Teo, 41, was found guilty of failing to take reasonable measures to ensure the safety of employees undertaking the “dangerous and high-risk” work of inspecting train tracks during operating hours, resulting in the deaths of the two employees.
Nasrulhudin Najumudin, 25, and Muhammad Asyraf Ahmad Buhari, 24, were killed by an oncoming train between Pasir Ris and Tampines stations. They were part of a 15-man team sent to check on a track fault about 190m away from Pasir Ris station.
It later emerged that the team had ignored safety procedures. As a result, a series of miscommunications led to the team, headed by assistant engineer Lim Say Heng, entering the track before the Operations Control Centre (OCC) had imposed an order which would have prevented trains from coming close to employees on the tracks.
SMRT Trains was fined a record S$400,000 in February for the safety lapse. A probe also revealed that instances of its non-compliance with safety protocols had been rampant since 2002. Its failures had created an unsafe environment for its employees, Deputy Public Prosecutor Anandan Bala said.
Teo was in charge of the OCC, which manages and approves all requests for track access. He knew safety protocols were regularly ignored, but did nothing to remedy the situation, DPP Bala said. “His omission to do so contributed to SMRT’s failure to ensure the procedures practiced by employees on the ground passed safety audits,” he told the court.
The prosecutor urged the court to impose a fine of S$60,000 on Teo, calling the accident “the worst train accident to date”.
Teo’s lawyer Adam Maniam urged the court to impose a fine of S$30,000 to S$40,000, pointing to significant steps Teo had taken of his own accord to “remedy the causes of the accident”.
“All of these steps were taken well before (Teo) was charged," said Mr Maniam. "These are not the steps of someone seeking to belatedly bolster his defence in the face of a criminal charge, but the steps of someone who had the genuine desire to improve workplace safety at SMRT,” he argued.
Some of the measures proposed by Teo have been implemented as standard procedure at SMRT, including stricter procedures governing track access during traffic and non-traffic hours. He also set up a new unit, the Track Access Management Office, dedicated to the planning, coordination and control of track access during non-traffic hours, among other initiatives, Mr Maniam told the court.
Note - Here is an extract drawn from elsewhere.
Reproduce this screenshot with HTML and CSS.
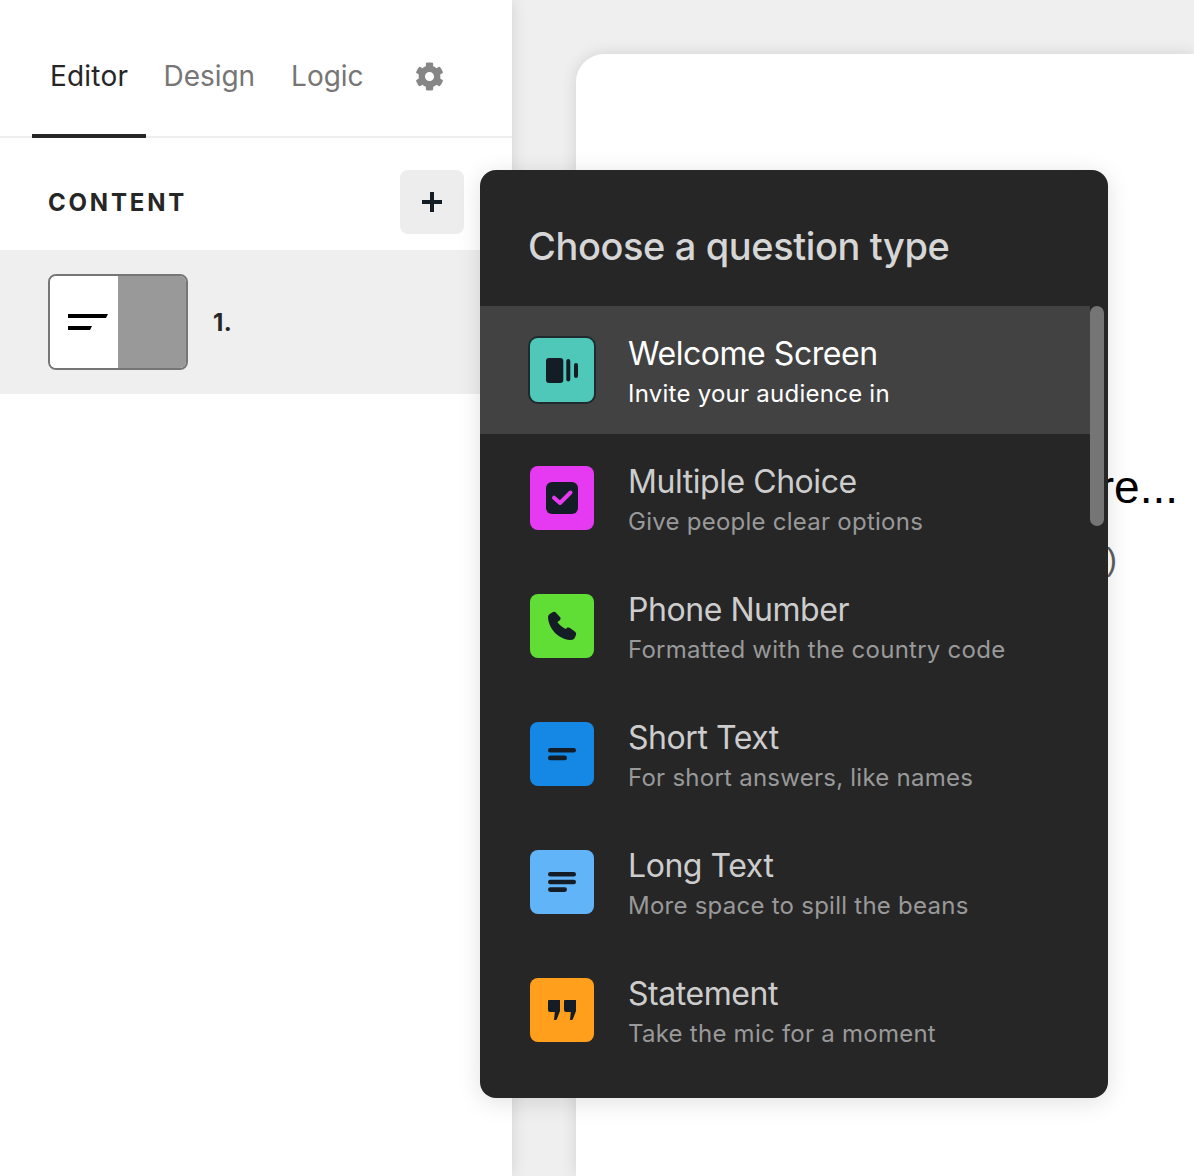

District Judge Chay Yuen Fatt said given Teo’s high level of culpability he would have "suggested a fine even higher than what the prosecutor has asked for”. However, the judge said he had taken into account mitigating factors in Teo’s favour in imposing a fine of S$55,000.
Teo, who still works for SMRT, will pay his fine in full by next Friday.
Lim, the engineer who led the team onto the tracks, has been charged for causing death by a negligent act. He is expected to plead guilty in January.
A coroner’s inquiry for the two men who died is also expected to take place.
Separately, SMRT said in a news release on Friday that it will set up a joint task force for safety and security with the National Transport Workers' Union to support its push towards zero safety breaches. The task force will meet monthly to review workplace safety matters.